The key to zero downtime lies in how Argo CD manages its state and how Kubernetes orchestrates the pods. The argocd-controller is the heart of Argo CD, constantly reconciling the desired state in Git with the actual state in the cluster. When a controller pod restarts, its counterpart takes over seamlessly. This is because the controller’s state is primarily derived from the Kubernetes API server and the Git repository, not from local storage that would be lost on restart.
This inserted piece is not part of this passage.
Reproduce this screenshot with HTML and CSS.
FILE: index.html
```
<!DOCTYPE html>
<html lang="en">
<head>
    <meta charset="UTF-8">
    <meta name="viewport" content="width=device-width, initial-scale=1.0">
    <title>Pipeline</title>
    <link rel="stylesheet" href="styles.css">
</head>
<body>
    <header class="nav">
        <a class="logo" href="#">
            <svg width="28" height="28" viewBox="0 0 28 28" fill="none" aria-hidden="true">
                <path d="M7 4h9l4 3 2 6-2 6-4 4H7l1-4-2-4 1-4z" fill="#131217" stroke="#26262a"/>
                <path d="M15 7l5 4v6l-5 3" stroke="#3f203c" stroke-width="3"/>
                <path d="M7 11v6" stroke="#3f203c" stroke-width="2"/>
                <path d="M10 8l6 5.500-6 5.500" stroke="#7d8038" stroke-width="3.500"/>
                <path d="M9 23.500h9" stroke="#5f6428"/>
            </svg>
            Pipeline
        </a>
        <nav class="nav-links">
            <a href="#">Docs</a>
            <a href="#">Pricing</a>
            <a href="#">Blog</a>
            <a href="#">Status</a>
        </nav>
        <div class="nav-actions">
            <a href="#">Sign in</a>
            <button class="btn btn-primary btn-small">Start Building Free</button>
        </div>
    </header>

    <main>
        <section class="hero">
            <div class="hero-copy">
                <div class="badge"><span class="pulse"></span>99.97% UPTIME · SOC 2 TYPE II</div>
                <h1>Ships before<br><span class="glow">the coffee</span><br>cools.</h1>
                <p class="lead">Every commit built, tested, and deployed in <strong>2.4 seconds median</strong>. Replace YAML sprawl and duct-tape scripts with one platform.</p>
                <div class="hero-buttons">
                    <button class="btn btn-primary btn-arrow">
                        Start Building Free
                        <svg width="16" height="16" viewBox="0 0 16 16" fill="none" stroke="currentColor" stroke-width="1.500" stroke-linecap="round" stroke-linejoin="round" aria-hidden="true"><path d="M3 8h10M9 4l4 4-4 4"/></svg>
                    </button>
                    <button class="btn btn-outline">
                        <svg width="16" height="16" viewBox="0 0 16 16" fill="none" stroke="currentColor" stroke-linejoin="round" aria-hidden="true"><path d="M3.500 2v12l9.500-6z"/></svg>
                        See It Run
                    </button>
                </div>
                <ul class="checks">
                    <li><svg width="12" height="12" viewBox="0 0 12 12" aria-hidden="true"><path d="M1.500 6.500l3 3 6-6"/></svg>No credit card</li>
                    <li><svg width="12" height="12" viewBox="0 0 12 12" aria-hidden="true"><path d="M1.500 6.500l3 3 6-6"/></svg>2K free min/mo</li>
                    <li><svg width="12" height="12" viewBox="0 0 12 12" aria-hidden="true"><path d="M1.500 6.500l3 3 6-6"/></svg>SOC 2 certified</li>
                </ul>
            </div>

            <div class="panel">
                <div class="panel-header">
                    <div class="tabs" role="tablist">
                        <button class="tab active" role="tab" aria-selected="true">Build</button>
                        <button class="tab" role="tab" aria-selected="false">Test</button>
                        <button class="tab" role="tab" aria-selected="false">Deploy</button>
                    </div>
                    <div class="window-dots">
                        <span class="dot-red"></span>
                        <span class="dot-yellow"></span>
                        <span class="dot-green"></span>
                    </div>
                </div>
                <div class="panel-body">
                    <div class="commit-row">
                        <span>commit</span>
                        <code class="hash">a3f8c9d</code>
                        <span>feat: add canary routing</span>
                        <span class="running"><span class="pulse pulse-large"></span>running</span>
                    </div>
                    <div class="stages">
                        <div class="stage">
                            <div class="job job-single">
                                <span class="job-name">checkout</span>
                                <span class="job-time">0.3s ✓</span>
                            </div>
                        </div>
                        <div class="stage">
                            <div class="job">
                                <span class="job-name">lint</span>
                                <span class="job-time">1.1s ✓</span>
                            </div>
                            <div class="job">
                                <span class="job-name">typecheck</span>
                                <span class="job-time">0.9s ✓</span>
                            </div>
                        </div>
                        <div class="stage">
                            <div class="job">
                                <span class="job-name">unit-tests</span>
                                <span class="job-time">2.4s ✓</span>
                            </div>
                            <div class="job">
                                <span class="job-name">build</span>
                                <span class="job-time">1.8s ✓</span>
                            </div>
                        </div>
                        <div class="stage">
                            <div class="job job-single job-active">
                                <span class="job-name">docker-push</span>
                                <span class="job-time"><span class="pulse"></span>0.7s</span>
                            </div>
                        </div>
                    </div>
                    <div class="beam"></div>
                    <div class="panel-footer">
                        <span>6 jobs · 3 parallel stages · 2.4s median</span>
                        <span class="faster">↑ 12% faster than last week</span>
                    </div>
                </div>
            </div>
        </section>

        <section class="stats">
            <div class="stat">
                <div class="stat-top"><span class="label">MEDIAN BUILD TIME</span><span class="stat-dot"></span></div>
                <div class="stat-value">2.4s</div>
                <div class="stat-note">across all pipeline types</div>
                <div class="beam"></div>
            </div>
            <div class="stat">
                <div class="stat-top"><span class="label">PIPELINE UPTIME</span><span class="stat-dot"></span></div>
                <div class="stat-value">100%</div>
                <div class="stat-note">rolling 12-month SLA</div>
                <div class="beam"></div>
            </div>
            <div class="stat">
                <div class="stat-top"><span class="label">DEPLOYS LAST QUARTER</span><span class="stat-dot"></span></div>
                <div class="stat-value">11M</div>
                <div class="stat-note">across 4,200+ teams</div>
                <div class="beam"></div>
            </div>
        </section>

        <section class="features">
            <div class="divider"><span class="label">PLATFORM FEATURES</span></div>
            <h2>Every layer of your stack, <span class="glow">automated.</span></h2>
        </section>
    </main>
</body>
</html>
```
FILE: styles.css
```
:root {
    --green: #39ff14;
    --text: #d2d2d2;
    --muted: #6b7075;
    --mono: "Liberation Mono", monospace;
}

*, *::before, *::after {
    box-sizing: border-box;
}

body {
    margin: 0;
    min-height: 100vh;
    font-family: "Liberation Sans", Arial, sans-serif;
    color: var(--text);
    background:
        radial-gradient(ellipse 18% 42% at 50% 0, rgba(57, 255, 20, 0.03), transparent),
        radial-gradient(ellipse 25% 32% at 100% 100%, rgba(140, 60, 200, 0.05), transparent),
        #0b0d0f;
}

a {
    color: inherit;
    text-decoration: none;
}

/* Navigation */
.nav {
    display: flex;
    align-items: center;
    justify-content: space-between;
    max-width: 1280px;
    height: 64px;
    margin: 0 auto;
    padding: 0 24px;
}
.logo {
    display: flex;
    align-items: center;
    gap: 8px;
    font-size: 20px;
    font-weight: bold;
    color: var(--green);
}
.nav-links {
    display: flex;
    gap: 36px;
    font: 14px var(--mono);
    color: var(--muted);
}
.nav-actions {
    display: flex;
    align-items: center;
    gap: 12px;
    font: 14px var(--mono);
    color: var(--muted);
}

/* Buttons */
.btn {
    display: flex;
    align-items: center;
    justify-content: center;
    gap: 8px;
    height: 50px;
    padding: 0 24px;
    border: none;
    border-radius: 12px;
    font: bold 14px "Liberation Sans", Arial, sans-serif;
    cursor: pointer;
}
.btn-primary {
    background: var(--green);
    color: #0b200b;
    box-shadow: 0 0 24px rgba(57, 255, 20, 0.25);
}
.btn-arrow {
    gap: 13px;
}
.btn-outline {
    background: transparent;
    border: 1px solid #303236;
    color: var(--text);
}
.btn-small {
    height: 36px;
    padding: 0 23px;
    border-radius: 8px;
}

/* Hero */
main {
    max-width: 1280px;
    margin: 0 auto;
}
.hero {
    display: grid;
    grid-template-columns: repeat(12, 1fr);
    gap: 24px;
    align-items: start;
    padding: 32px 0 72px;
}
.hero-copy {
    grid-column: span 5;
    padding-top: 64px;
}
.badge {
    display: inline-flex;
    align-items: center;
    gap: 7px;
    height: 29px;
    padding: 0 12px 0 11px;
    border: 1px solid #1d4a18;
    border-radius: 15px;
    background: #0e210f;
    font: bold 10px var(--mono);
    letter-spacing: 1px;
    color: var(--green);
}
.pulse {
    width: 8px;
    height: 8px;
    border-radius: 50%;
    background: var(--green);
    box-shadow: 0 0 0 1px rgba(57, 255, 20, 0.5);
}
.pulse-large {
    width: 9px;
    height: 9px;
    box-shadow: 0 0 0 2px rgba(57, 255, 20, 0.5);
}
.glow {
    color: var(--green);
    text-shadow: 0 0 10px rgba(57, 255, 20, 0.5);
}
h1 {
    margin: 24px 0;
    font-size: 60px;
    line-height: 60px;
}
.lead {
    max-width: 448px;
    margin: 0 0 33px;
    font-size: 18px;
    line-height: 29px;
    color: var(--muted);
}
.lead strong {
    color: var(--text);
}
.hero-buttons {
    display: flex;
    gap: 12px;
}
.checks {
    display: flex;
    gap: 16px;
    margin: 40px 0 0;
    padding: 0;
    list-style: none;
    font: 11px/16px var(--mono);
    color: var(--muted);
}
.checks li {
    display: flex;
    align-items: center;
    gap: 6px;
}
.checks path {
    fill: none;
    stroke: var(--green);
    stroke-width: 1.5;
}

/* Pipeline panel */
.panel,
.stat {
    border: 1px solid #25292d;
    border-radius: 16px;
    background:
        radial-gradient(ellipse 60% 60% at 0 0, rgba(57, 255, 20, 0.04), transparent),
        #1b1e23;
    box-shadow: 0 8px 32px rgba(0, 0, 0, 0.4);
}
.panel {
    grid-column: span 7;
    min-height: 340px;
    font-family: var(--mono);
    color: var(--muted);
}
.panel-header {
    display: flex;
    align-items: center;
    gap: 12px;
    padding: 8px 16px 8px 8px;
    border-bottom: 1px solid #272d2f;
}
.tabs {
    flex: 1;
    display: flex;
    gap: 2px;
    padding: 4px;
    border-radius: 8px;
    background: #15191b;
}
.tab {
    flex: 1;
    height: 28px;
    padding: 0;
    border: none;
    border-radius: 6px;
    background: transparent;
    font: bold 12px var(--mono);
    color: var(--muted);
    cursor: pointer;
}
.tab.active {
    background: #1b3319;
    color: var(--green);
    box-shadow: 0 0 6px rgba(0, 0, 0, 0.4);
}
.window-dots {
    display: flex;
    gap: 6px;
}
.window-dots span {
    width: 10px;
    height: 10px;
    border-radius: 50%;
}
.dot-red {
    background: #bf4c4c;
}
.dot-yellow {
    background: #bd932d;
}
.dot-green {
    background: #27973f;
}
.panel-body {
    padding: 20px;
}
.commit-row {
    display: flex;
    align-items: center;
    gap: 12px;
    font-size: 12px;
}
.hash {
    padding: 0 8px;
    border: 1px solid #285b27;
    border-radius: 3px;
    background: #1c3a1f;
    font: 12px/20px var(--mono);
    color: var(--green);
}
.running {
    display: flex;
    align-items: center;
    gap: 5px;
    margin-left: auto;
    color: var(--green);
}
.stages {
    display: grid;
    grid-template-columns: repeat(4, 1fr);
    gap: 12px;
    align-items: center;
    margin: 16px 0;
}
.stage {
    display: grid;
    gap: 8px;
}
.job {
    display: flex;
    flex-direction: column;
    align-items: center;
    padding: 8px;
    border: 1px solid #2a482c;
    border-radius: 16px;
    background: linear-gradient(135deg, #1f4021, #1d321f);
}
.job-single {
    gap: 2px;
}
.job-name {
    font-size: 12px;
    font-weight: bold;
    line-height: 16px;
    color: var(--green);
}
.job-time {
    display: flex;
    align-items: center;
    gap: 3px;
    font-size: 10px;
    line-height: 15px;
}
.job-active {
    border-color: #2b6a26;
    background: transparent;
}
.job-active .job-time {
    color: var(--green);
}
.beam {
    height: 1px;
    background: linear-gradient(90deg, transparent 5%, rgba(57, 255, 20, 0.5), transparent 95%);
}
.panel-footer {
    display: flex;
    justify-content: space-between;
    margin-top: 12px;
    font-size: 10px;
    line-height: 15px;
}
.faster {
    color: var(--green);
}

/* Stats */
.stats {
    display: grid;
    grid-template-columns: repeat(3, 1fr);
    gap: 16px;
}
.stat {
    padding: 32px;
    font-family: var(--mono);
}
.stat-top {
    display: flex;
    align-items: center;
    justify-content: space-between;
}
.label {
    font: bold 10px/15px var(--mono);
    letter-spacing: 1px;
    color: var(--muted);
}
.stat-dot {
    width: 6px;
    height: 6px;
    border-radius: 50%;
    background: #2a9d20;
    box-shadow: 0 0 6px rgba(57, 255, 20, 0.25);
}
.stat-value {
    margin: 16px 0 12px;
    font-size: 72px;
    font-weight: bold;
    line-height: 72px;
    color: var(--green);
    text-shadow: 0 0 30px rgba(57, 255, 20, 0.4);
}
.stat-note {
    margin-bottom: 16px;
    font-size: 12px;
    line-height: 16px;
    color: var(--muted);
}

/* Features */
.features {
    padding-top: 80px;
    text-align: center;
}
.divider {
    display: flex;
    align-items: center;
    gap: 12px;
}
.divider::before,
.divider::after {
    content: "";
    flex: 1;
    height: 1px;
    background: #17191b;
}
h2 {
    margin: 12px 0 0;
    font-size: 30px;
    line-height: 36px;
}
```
Similarly, the argocd-server pods handle API requests. With multiple replicas, Kubernetes’ load balancer (typically Service argocd-server of type LoadBalancer or NodePort) will direct traffic only to healthy, running pods. As old argocd-server pods are terminated, new ones spin up and become ready to receive traffic. The terminationGracePeriodSeconds on the pods allows them to shut down gracefully, finishing any in-flight requests before exiting.
The argocd-repo-server fetches application manifests from Git. If one replica restarts, other replicas can continue serving manifest requests. Argo CD’s internal caching mechanisms also help mitigate brief interruptions during repo server restarts.
During the rolling update, you’ll observe pods being terminated and new ones starting. For example, you might see:
kubectl get pods -n argocd -w
Output might look like:
NAME READY STATUS RESTARTS AGE
argocd-server-7b7f7d5f6f-abcde 1/1 Running 0 5m
argocd-server-7b7f7d5f6f-fghij 1/1 Running 0 5m
argocd-controller-5d9d8c9f8c-klmn 1/1 Running 0 5m
argocd-controller-5d9d8c9f8c-opqrs 1/1 Running 0 5m
argocd-repo-server-6c8d7e6f5g-tuvw 1/1 Running 0 5m
argocd-repo-server-6c8d7e6f5g-wxyz 1/1 Running 0 5m
# After applying changes to argocd-server deployment
NAME READY STATUS RESTARTS AGE
argocd-server-7b7f7d5f6f-abcde 1/1 Terminating 0 6m
argocd-server-7b7f7d5f6f-fghij 1/1 Running 0 6m
argocd-server-7b7f7d5f6f-uvwxy 0/1 Pending 0 1s
argocd-server-7b7f7d5f6f-uvwxy 0/1 ContainerCreating 0 3s
argocd-server-7b7f7d5f6f-uvwxy 1/1 Running 0 10s
argocd-controller-5d9d8c9f8c-klmn 1/1 Running 0 6m
argocd-controller-5d9d8c9f8c-opqrs 1/1 Running 0 6m
argocd-repo-server-6c8d7e6f5g-tuvw 1/1 Running 0 6m
argocd-repo-server-6c8d7e6f5g-wxyz 1/1 Running 0 6m
Notice how one argocd-server pod is terminated while a new one is created and starts running. The load balancer ensures traffic is not sent to the terminating pod. This process repeats until all old pods are replaced by new ones running the upgraded version.
The state of your applications managed by Argo CD is stored in the Kubernetes API and your Git repository. This means that even if all Argo CD pods were to disappear momentarily, they can be recreated and resume their reconciliation process without losing track of application states, as long as the underlying Kubernetes cluster and Git repository are available.
The most important configuration to ensure during an upgrade is the RollingUpdate strategy for your Argo CD deployments, which is the default. If you’ve explicitly changed this to Recreate for any reason, you will experience downtime. The maxUnavailable and maxSurge parameters of the RollingUpdate strategy also play a role in how quickly the rollout happens and how many pods are unavailable at any given moment, but with defaults (typically maxUnavailable: 1 and maxSurge: 25%), downtime is avoided.
After the upgrade is complete, you might encounter a new set of application health checks or resource validation errors if the new Argo CD version has stricter policies or detects previously ignored issues in your application manifests.